L’idée de réduire le nombre de Commissaires européens est séduisante. La règle selon laquelle chaque pays a son Commissaire a conduit à un morcellement des responsabilités et, sans doute, à un alourdissement bureaucratique. Sans compter que les débats à trente au sein de la Commission sont peu efficaces. Mais depuis toujours les Commissaires reçoivent des instructions de leurs gouvernements nationaux et n’hésitent pas à agir en fonction des intérêts de ces derniers, alors même qu’ils sont sensés servir l’Europe et uniquement l’Europe. Obtenir que la moitié des pays ne soient pas représentés au sein de la Commission va être difficile en l’absence d’une petite révolution culturelle.

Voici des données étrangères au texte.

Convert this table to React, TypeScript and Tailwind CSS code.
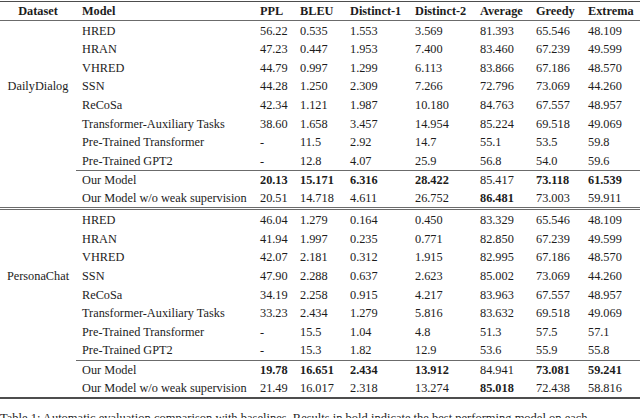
const cols = "grid grid-cols-[178px_40px_50px_65px_65px_56px_52px_58px]";

type Row = { model: string; vals: string[]; bold?: number[] };

const daily: Row[] = [
  { model: "HRED", vals: ["56.22", "0.535", "1.553", "3.569", "81.393", "65.546", "48.109"] },
  { model: "HRAN", vals: ["47.23", "0.447", "1.953", "7.400", "83.460", "67.239", "49.599"] },
  { model: "VHRED", vals: ["44.79", "0.997", "1.299", "6.113", "83.866", "67.186", "48.570"] },
  { model: "SSN", vals: ["44.28", "1.250", "2.309", "7.266", "72.796", "73.069", "44.260"] },
  { model: "ReCoSa", vals: ["42.34", "1.121", "1.987", "10.180", "84.763", "67.557", "48.957"] },
  { model: "Transformer-Auxiliary Tasks", vals: ["38.60", "1.658", "3.457", "14.954", "85.224", "69.518", "49.069"] },
  { model: "Pre-Trained Transformer", vals: ["-", "11.5", "2.92", "14.7", "55.1", "53.5", "59.8"] },
  { model: "Pre-Trained GPT2", vals: ["-", "12.8", "4.07", "25.9", "56.8", "54.0", "59.6"] },
  { model: "Our Model", vals: ["20.13", "15.171", "6.316", "28.422", "85.417", "73.118", "61.539"], bold: [0, 1, 2, 3, 5, 6] },
  { model: "Our Model w/o weak supervision", vals: ["20.51", "14.718", "4.611", "26.752", "86.481", "73.003", "59.911"], bold: [4] },
];

const persona: Row[] = [
  { model: "HRED", vals: ["46.04", "1.279", "0.164", "0.450", "83.329", "65.546", "48.109"] },
  { model: "HRAN", vals: ["41.94", "1.997", "0.235", "0.771", "82.850", "67.239", "49.599"] },
  { model: "VHRED", vals: ["42.07", "2.181", "0.312", "1.915", "82.995", "67.186", "48.570"] },
  { model: "SSN", vals: ["47.90", "2.288", "0.637", "2.623", "85.002", "73.069", "44.260"] },
  { model: "ReCoSa", vals: ["34.19", "2.258", "0.915", "4.217", "83.963", "67.557", "48.957"] },
  { model: "Transformer-Auxiliary Tasks", vals: ["33.23", "2.434", "1.279", "5.816", "83.632", "69.518", "49.069"] },
  { model: "Pre-Trained Transformer", vals: ["-", "15.5", "1.04", "4.8", "51.3", "57.5", "57.1"] },
  { model: "Pre-Trained GPT2", vals: ["-", "15.3", "1.82", "12.9", "53.6", "55.9", "55.8"] },
  { model: "Our Model", vals: ["19.78", "16.651", "2.434", "13.912", "84.941", "73.081", "59.241"], bold: [0, 1, 2, 3, 5, 6] },
  { model: "Our Model w/o weak supervision", vals: ["21.49", "16.017", "2.318", "13.274", "85.018", "72.438", "58.816"], bold: [4] },
];

const headers = ["Model", "PPL", "BLEU", "Distinct-1", "Distinct-2", "Average", "Greedy", "Extrema"];

function Section({ name, rows }: { name: string; rows: Row[] }) {
  return (
    <div className="flex flex-col">
      {rows.map((r, i) => (
        <div key={i} className="flex">
          <div className="w-[76px] h-[18.6px] flex items-center justify-center">{i === 3 ? name : ""}</div>
          <div className={`${cols} h-[18.6px] items-center flex-1 ${i === 8 ? "border-t border-[#6b6b6b]" : ""}`}>
            <div className="pl-[6px] whitespace-nowrap">{r.model}</div>
            {r.vals.map((v, j) => (
              <div key={j} className={`pl-[6px] ${r.bold?.includes(j) ? "font-bold" : ""}`}>
                {v}
              </div>
            ))}
          </div>
        </div>
      ))}
    </div>
  );
}

export default function App() {
  return (
    <div className="w-[640px] h-[418px] overflow-hidden bg-white text-[#1c1c1c] text-[12.3px] leading-none font-[family-name:'Liberation_Serif',serif] pt-[1px]">
      <div className="border-t-[1.5px] border-[#4d4d4d]" />
      <div className="flex h-[18.5px] items-center font-bold border-b border-[#6b6b6b]">
        <div className="w-[76px] text-center">Dataset</div>
        <div className={`${cols} flex-1`}>
          {headers.map((h) => (
            <div key={h} className="pl-[6px]">{h}</div>
          ))}
        </div>
      </div>
      <div className="pt-[1px]">
        <Section name="DailyDialog" rows={daily} />
      </div>
      <div className="border-b-[3px] border-double border-[#6b6b6b]" />
      <div className="pt-[0.7px]">
        <Section name="PersonaChat" rows={persona} />
      </div>
      <div className="border-t-2 border-[#4d4d4d]" />
      <p className="mt-[12px] text-[12.5px] leading-[15px] whitespace-nowrap">
        Table 1: Automatic evaluation comparison with baselines. Results in bold indicate the best performing model on each.
      </p>
    </div>
  );
}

Bien entendu, ce qu’il n’a pas dit est aussi important que ce qu’il a dit. Il s’est plaint de la bureaucratie bruxelloise qui irrite les citoyens, mais il n’a esquissé aucune mesure. Il a accepté la position allemande qui rejette toute mutualisation des dettes publiques, mais il n’a pas évoqué la question angoissante des dettes excessives en Grèce mais aussi en Italie ou au Portugal. Il n’a pas exprimé le besoin urgent de compléter l’Union Bancaire et de doter la zone euro d’un fond commun nécessaire pour faire face à une nouvelle crise bancaire. Il n’a pas évoqué le Pacte de stabilité et de croissance qui a échoué et doit être revu de fond en comble.

Mélange d’audace et de prudence, le discours de la Sorbonne est avant tout un hymne à l’optimisme européen. C’est important par les temps qui courent. Mais ce discours est plus riche en symboles (Erasmus pour tous, un procureur commun pour lutter contre le terrorisme, une protection civile européenne, etc.) qu’en propositions concrètes sur les questions essentielles. On applaudit… doucement.